DATA SECTION:

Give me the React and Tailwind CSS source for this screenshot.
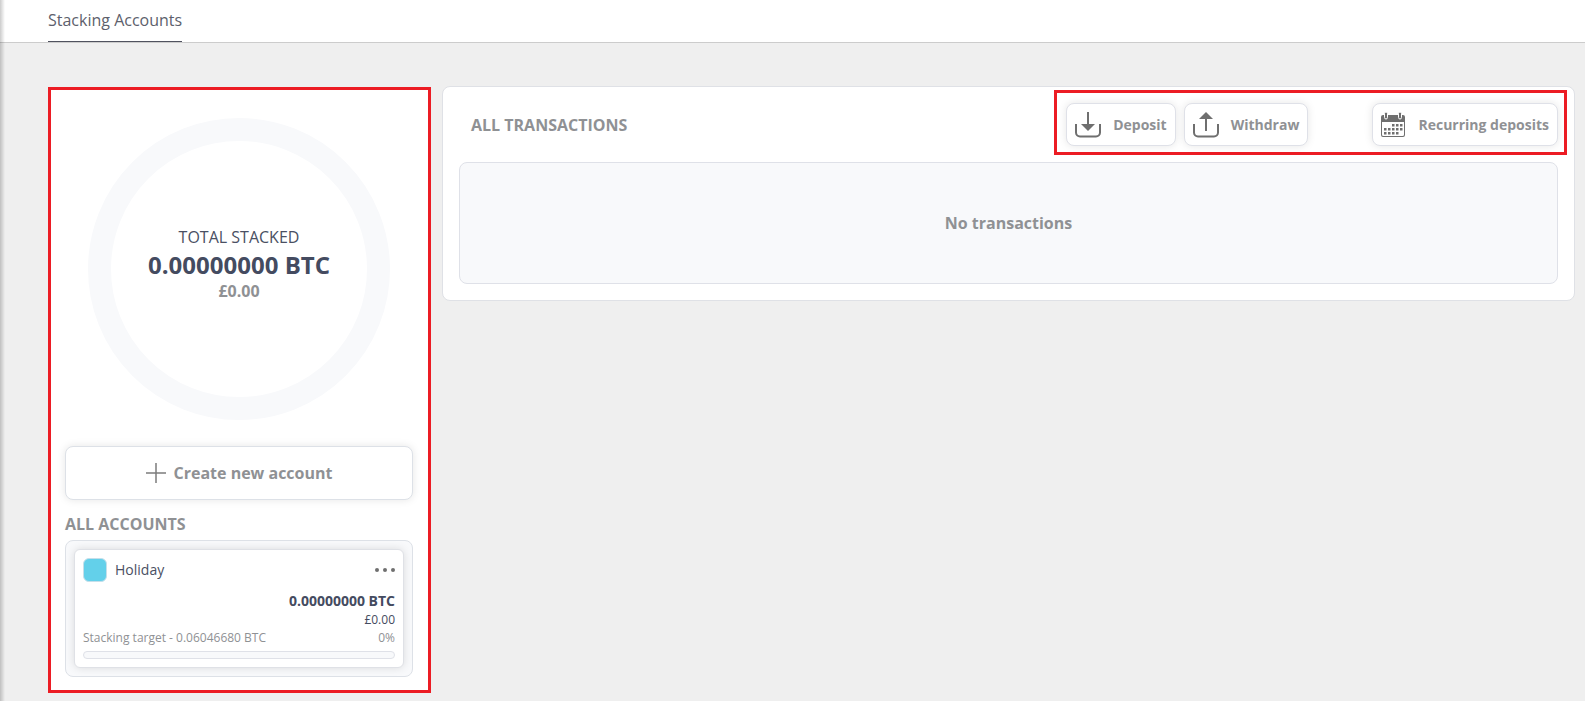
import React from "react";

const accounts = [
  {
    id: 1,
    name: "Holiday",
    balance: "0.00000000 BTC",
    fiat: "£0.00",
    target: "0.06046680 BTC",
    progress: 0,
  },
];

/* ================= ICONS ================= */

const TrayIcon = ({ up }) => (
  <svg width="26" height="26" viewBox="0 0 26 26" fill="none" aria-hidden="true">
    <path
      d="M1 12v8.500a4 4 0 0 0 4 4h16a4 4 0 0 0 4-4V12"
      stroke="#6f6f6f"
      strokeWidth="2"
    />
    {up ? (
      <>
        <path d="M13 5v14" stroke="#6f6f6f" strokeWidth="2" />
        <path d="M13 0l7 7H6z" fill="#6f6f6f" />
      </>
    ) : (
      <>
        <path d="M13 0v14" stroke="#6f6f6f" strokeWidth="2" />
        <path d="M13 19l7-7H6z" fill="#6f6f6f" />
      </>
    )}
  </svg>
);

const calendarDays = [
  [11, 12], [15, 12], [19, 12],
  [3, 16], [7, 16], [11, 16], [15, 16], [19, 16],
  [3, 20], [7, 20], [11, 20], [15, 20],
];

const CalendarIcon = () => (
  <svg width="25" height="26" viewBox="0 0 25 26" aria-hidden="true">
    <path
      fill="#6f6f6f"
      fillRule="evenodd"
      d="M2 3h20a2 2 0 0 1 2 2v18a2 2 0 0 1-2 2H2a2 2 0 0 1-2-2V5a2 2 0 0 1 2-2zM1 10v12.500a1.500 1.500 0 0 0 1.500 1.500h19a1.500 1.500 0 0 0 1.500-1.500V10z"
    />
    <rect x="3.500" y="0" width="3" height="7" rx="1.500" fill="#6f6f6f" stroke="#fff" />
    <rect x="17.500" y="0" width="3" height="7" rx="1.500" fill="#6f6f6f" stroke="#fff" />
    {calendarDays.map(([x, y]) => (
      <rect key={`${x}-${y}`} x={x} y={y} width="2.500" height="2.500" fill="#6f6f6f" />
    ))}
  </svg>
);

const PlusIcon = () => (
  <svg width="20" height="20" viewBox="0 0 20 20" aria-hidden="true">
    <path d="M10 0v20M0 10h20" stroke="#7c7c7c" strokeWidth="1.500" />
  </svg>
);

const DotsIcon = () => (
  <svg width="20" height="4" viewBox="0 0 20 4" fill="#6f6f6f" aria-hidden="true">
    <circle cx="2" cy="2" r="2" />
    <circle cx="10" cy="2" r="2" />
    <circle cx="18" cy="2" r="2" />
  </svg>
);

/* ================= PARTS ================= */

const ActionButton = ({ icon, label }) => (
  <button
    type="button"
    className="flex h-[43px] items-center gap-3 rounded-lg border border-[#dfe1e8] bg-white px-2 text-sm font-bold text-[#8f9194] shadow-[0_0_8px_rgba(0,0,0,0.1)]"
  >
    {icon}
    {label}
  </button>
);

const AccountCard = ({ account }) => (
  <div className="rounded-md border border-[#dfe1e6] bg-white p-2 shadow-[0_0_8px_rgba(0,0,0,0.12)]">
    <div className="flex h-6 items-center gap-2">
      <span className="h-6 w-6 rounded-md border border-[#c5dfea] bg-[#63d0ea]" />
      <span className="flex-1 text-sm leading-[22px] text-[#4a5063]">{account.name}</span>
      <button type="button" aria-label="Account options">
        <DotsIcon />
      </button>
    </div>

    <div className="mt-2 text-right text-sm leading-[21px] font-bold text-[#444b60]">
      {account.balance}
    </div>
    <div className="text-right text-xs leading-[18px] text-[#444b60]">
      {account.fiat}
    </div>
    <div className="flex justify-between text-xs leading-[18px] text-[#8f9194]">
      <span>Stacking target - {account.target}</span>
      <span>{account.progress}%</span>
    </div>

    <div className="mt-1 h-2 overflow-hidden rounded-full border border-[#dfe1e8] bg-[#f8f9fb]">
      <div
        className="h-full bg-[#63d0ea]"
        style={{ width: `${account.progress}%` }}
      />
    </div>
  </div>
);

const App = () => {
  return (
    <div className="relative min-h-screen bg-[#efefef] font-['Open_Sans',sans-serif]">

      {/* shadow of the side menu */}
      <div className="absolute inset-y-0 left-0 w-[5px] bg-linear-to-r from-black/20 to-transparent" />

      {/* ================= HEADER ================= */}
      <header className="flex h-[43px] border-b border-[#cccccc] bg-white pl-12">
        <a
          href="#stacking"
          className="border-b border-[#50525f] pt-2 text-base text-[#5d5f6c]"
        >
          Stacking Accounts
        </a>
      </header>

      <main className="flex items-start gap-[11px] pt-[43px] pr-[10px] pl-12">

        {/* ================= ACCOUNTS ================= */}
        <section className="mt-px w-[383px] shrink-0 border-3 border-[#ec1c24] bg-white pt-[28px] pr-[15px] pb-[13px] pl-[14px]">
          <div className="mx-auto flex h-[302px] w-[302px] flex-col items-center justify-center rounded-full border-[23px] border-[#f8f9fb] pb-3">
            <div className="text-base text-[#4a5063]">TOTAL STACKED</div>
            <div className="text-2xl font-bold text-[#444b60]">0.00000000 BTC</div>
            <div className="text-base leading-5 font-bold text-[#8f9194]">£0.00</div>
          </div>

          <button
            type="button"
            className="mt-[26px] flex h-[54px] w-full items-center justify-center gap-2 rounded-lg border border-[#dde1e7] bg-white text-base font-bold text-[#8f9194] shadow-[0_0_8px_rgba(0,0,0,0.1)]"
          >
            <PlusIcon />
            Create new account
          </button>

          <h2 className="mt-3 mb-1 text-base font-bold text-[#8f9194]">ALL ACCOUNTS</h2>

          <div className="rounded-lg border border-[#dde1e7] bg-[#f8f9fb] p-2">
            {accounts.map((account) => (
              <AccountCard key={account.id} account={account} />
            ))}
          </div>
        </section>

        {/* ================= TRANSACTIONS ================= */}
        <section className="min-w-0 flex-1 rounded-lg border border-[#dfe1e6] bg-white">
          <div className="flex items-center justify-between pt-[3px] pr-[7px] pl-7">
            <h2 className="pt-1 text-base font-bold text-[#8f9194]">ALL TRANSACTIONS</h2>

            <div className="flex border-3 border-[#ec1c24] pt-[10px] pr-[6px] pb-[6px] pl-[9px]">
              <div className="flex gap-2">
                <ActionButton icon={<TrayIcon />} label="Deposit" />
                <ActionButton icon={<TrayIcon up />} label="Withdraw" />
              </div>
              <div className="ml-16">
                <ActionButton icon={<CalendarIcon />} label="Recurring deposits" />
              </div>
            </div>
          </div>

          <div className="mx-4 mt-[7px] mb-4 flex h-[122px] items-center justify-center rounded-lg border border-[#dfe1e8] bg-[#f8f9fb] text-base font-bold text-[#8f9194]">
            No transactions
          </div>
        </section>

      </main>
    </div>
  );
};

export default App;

EXERCISE TASK:
Reproduce every line above as written, skipping pictures.

ANSWER:
Give me the React and Tailwind CSS source for this screenshot.
import React from "react";

const accounts = [
  {
    id: 1,
    name: "Holiday",
    balance: "0.00000000 BTC",
    fiat: "£0.00",
    target: "0.06046680 BTC",
    progress: 0,
  },
];

/* ================= ICONS ================= */

const TrayIcon = ({ up }) => (
  <svg width="26" height="26" viewBox="0 0 26 26" fill="none" aria-hidden="true">
    <path
      d="M1 12v8.500a4 4 0 0 0 4 4h16a4 4 0 0 0 4-4V12"
      stroke="#6f6f6f"
      strokeWidth="2"
    />
    {up ? (
      <>
        <path d="M13 5v14" stroke="#6f6f6f" strokeWidth="2" />
        <path d="M13 0l7 7H6z" fill="#6f6f6f" />
      </>
    ) : (
      <>
        <path d="M13 0v14" stroke="#6f6f6f" strokeWidth="2" />
        <path d="M13 19l7-7H6z" fill="#6f6f6f" />
      </>
    )}
  </svg>
);

const calendarDays = [
  [11, 12], [15, 12], [19, 12],
  [3, 16], [7, 16], [11, 16], [15, 16], [19, 16],
  [3, 20], [7, 20], [11, 20], [15, 20],
];

const CalendarIcon = () => (
  <svg width="25" height="26" viewBox="0 0 25 26" aria-hidden="true">
    <path
      fill="#6f6f6f"
      fillRule="evenodd"
      d="M2 3h20a2 2 0 0 1 2 2v18a2 2 0 0 1-2 2H2a2 2 0 0 1-2-2V5a2 2 0 0 1 2-2zM1 10v12.500a1.500 1.500 0 0 0 1.500 1.500h19a1.500 1.500 0 0 0 1.500-1.500V10z"
    />
    <rect x="3.500" y="0" width="3" height="7" rx="1.500" fill="#6f6f6f" stroke="#fff" />
    <rect x="17.500" y="0" width="3" height="7" rx="1.500" fill="#6f6f6f" stroke="#fff" />
    {calendarDays.map(([x, y]) => (
      <rect key={`${x}-${y}`} x={x} y={y} width="2.500" height="2.500" fill="#6f6f6f" />
    ))}
  </svg>
);

const PlusIcon = () => (
  <svg width="20" height="20" viewBox="0 0 20 20" aria-hidden="true">
    <path d="M10 0v20M0 10h20" stroke="#7c7c7c" strokeWidth="1.500" />
  </svg>
);

const DotsIcon = () => (
  <svg width="20" height="4" viewBox="0 0 20 4" fill="#6f6f6f" aria-hidden="true">
    <circle cx="2" cy="2" r="2" />
    <circle cx="10" cy="2" r="2" />
    <circle cx="18" cy="2" r="2" />
  </svg>
);

/* ================= PARTS ================= */

const ActionButton = ({ icon, label }) => (
  <button
    type="button"
    className="flex h-[43px] items-center gap-3 rounded-lg border border-[#dfe1e8] bg-white px-2 text-sm font-bold text-[#8f9194] shadow-[0_0_8px_rgba(0,0,0,0.1)]"
  >
    {icon}
    {label}
  </button>
);

const AccountCard = ({ account }) => (
  <div className="rounded-md border border-[#dfe1e6] bg-white p-2 shadow-[0_0_8px_rgba(0,0,0,0.12)]">
    <div className="flex h-6 items-center gap-2">
      <span className="h-6 w-6 rounded-md border border-[#c5dfea] bg-[#63d0ea]" />
      <span className="flex-1 text-sm leading-[22px] text-[#4a5063]">{account.name}</span>
      <button type="button" aria-label="Account options">
        <DotsIcon />
      </button>
    </div>

    <div className="mt-2 text-right text-sm leading-[21px] font-bold text-[#444b60]">
      {account.balance}
    </div>
    <div className="text-right text-xs leading-[18px] text-[#444b60]">
      {account.fiat}
    </div>
    <div className="flex justify-between text-xs leading-[18px] text-[#8f9194]">
      <span>Stacking target - {account.target}</span>
      <span>{account.progress}%</span>
    </div>

    <div className="mt-1 h-2 overflow-hidden rounded-full border border-[#dfe1e8] bg-[#f8f9fb]">
      <div
        className="h-full bg-[#63d0ea]"
        style={{ width: `${account.progress}%` }}
      />
    </div>
  </div>
);

const App = () => {
  return (
    <div className="relative min-h-screen bg-[#efefef] font-['Open_Sans',sans-serif]">

      {/* shadow of the side menu */}
      <div className="absolute inset-y-0 left-0 w-[5px] bg-linear-to-r from-black/20 to-transparent" />

      {/* ================= HEADER ================= */}
      <header className="flex h-[43px] border-b border-[#cccccc] bg-white pl-12">
        <a
          href="#stacking"
          className="border-b border-[#50525f] pt-2 text-base text-[#5d5f6c]"
        >
          Stacking Accounts
        </a>
      </header>

      <main className="flex items-start gap-[11px] pt-[43px] pr-[10px] pl-12">

        {/* ================= ACCOUNTS ================= */}
        <section className="mt-px w-[383px] shrink-0 border-3 border-[#ec1c24] bg-white pt-[28px] pr-[15px] pb-[13px] pl-[14px]">
          <div className="mx-auto flex h-[302px] w-[302px] flex-col items-center justify-center rounded-full border-[23px] border-[#f8f9fb] pb-3">
            <div className="text-base text-[#4a5063]">TOTAL STACKED</div>
            <div className="text-2xl font-bold text-[#444b60]">0.00000000 BTC</div>
            <div className="text-base leading-5 font-bold text-[#8f9194]">£0.00</div>
          </div>

          <button
            type="button"
            className="mt-[26px] flex h-[54px] w-full items-center justify-center gap-2 rounded-lg border border-[#dde1e7] bg-white text-base font-bold text-[#8f9194] shadow-[0_0_8px_rgba(0,0,0,0.1)]"
          >
            <PlusIcon />
            Create new account
          </button>

          <h2 className="mt-3 mb-1 text-base font-bold text-[#8f9194]">ALL ACCOUNTS</h2>

          <div className="rounded-lg border border-[#dde1e7] bg-[#f8f9fb] p-2">
            {accounts.map((account) => (
              <AccountCard key={account.id} account={account} />
            ))}
          </div>
        </section>

        {/* ================= TRANSACTIONS ================= */}
        <section className="min-w-0 flex-1 rounded-lg border border-[#dfe1e6] bg-white">
          <div className="flex items-center justify-between pt-[3px] pr-[7px] pl-7">
            <h2 className="pt-1 text-base font-bold text-[#8f9194]">ALL TRANSACTIONS</h2>

            <div className="flex border-3 border-[#ec1c24] pt-[10px] pr-[6px] pb-[6px] pl-[9px]">
              <div className="flex gap-2">
                <ActionButton icon={<TrayIcon />} label="Deposit" />
                <ActionButton icon={<TrayIcon up />} label="Withdraw" />
              </div>
              <div className="ml-16">
                <ActionButton icon={<CalendarIcon />} label="Recurring deposits" />
              </div>
            </div>
          </div>

          <div className="mx-4 mt-[7px] mb-4 flex h-[122px] items-center justify-center rounded-lg border border-[#dfe1e8] bg-[#f8f9fb] text-base font-bold text-[#8f9194]">
            No transactions
          </div>
        </section>

      </main>
    </div>
  );
};

export default App;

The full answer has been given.